La Milano del basket delusione d’Europa? Recalcati: «Previsto»
«Nell’EA7 troppe lacune e zero gerarchie»
Milano ultimissima, solissima nel gelo di fondo classifica in Eurolega (ma in testa al campionato), 4 vittorie e 13 sconfitte, di cui le ultime 10 consecutive. Processo degenerativo in atto, soprattutto pensando al saldo positivo (4/3) iniziale. Anamnesi del male oscuro dell’Armani con Charlie Recalcati, un milanese che cercò gloria altrove: da giocatore (2 scudetti, 3 Coppe Korac, 3 Coppe delle Coppe e 1 Coppa Intercontinentale con Cantù, più 166 presenze in Nazionale con due bronzi europei conquistati) e da allenatore di club (3 scudetti vinti in 3 citta diverse: Varese, Bologna Fortitudo, Siena) e della c.t. (argento olimpico ad Atene 2004 e bronzo europeo in Svezia 2003). La sua solida esperienza, la sua solita prudenza, guardando Milano da lontano con gli occhi e molto più da vicino con il cuore. «Partiamo dai facili entusiasmi di inizio stagione.
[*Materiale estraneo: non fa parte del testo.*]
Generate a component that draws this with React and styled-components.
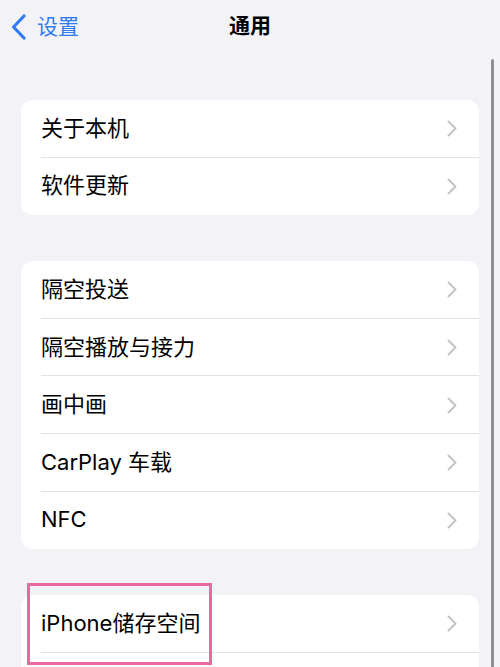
import styled, { createGlobalStyle } from 'styled-components';

const GlobalStyle = createGlobalStyle`
  html, body {
    margin: 0;
    padding: 0;
    background: #f2f2f7;
    overflow: hidden;
  }
  body {
    font-family: Inter, "Noto Sans CJK SC", "Noto Sans", sans-serif;
    -webkit-font-smoothing: antialiased;
  }
`;

const Page = styled.div`
  position: relative;
  width: 500px;
  height: 667px;
  overflow: hidden;
  background: #f2f2f7;
`;

const NavBar = styled.div`
  position: relative;
  height: 54px;
  display: flex;
  align-items: flex-start;
  justify-content: center;
`;

const BackButton = styled.div`
  position: absolute;
  left: 11px;
  top: 13px;
  display: flex;
  align-items: center;
  gap: 10px;
  color: #2f7cf2;
  font-size: 21px;
  line-height: 28px;
`;

const Title = styled.div`
  font-size: 21px;
  line-height: 28px;
  font-weight: 700;
  color: #000;
  margin-top: 12px;
`;

const Content = styled.div`
  padding: 46px 21px 0;
  display: flex;
  flex-direction: column;
  gap: 46px;
`;

const Card = styled.div`
  background: #fff;
  border-radius: 12px;
  overflow: hidden;
`;

const Row = styled.div`
  height: 57.6px;
  display: flex;
  align-items: center;
  padding-left: 20px;
  position: relative;
  &:not(:last-child)::after {
    content: '';
    position: absolute;
    left: 20px;
    right: 0;
    bottom: 0;
    height: 1px;
    background: #e3e3e6;
  }
`;

const Label = styled.span`
  flex: 1;
  font-size: 22px;
  line-height: 28px;
  margin-top: -2px;
  color: #000;
`;

const Chevron = styled.svg`
  width: 10px;
  height: 17px;
  margin-right: 22px;
  flex-shrink: 0;
`;

const ScrollBar = styled.div`
  position: absolute;
  right: 6px;
  top: 59px;
  width: 3px;
  bottom: -10px;
  border-radius: 2px;
  background: #8f8f94;
`;

const Highlight = styled.div`
  position: absolute;
  left: 27px;
  top: 583px;
  width: 185px;
  height: 82px;
  box-sizing: border-box;
  border: 3px solid #ea67a0;
  pointer-events: none;
`;

const groups = [
  ['关于本机', '软件更新'],
  ['隔空投送', '隔空播放与接力', '画中画', 'CarPlay 车载', 'NFC'],
  ['iPhone储存空间', ''],
];

const RowChevron = () => (
  <Chevron viewBox="0 0 10 17">
    <path
      d="M1.5 1.5 L8.5 8.5 L1.5 15.5"
      fill="none"
      stroke="#c4c4c7"
      strokeWidth="2"
      strokeLinecap="round"
      strokeLinejoin="round"
    />
  </Chevron>
);

const App = () => {
  return (
    <>
      <GlobalStyle />
      <Page>
        <NavBar>
          <BackButton>
            <svg width="16" height="26" viewBox="0 0 16 26">
              <path
                d="M13 2 L2.5 13 L13 24"
                fill="none"
                stroke="#2f7cf2"
                strokeWidth="3.2"
                strokeLinecap="round"
                strokeLinejoin="round"
              />
            </svg>
            <span>设置</span>
          </BackButton>
          <Title>通用</Title>
        </NavBar>
        <Content>
          {groups.map((items, i) => (
            <Card key={i}>
              {items.map((item, j) => (
                <Row key={j}>
                  <Label>{item}</Label>
                  <RowChevron />
                </Row>
              ))}
            </Card>
          ))}
        </Content>
        <ScrollBar />
        <Highlight />
      </Page>
    </>
  );
};

export default App;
Si doveva capire, quanto meno, che la EA7 avrebbe faticato, e parecchio, ad entrare nelle prime 8».
Per quale ragione?
«Sarebbe bastato guardare a quello che Milano non aveva. Sì, Milano non aveva nessun giocatore di primo livello, ovvero un top player in grado di trascinare ed incrementare il valore dei compagni. Tanti giocatori da Eurolega, d’accordo, ma nessun Teodosic, Spanoulis, Sloukas o De Colo».
C’è altro da aggiungere?
«Milano non aveva sufficienti “trattatori di palla”. L’Eurolega propone un gioco fisico, ma impone anche di avere in campo contemporaneamente due/tre giocatori di quel tipo. Ad esempio, il Real Madrid fa giocare ala Rudi Fernandez, che ala proprio non è. Non a caso la Milano che mi è piaciuta di più è quella con Simon in ala piccola».
Tutto qui?
«Magari. Nessuna delle guardie milanesi è tra i migliori realizzatori di Eurolega. E non ho finito: andava messa in conto anche la gran fatica che avrebbe comportato un pacchetto di lunghi tra i peggiori a rimbalzo».
Ma, Raduljica?...
«Ricordo che tutti lo avevano salutato come il giocatore che a Milano era sempre mancato. E si sapeva che coinvolgerlo era complicato».
Null’altro da aggiungere?
«Un campionato italiano non esattamente probante, dove puoi raggiungere l’85% di vittorie, mentre in Europa la percentuale si riduce al 20%. Oggi, solo in Lituania c’è la stessa differenza tra vittorie nazionali e sconfitte continentali».
Insomma: niente trattatori di palla per alimentare il gio- co, poca potenza di fuoco nelle guardie tiratrici (ahinoi, l’ex milanese Keith Langford è capocannoniere dell’Eurolega) per risolvere a gioco spezzato, e poca potenza d’argine a rimbalzo... Quale arma rimane?
«Avere una forte identità. L’esempio concreto è la Stella Rossa di Belgrado. Sono slavi? No, sono serbi. Bisognerebbe avere un’anima sola e parlare tutti lo stesso linguaggio».
Finora si è parlato di limiti strutturali. Allora la responsabilità è di chi ha fatto a squadra?
«Anche. Ma non soltanto. Se manca l’umiltà, da parte di tutti, di accettare i propri limiti, nemmeno si può iniziare a cercare un’altra strada».
Quale sarebbe?
«Fissare gerarchie. Forse all’inizio era giusto non darle, per coinvolgere tutti; ma dopo , dall’interno, bisogna trovarle».
Oggi coach Repesa ha ancora autorità sui giocatori?
Manca almeno un giocatore di primo livello, capace di trascinare la squadra. E il campionato italiano non aiuta
«Non è l’autorità che conta, ma l’autorevolezza. Solo l’allenatore può sapere se, e fino a dove, lo seguono i suoi giocatori».
Infine?
«Alzare barriere immunitarie per impedire al virus di Eurolega di trasmettersi anche al campionato».
Ma se Milano dovesse fallire l’obiettivo Coppa Italia?
«Qualcosa andrebbe cambiato. O qualcuno».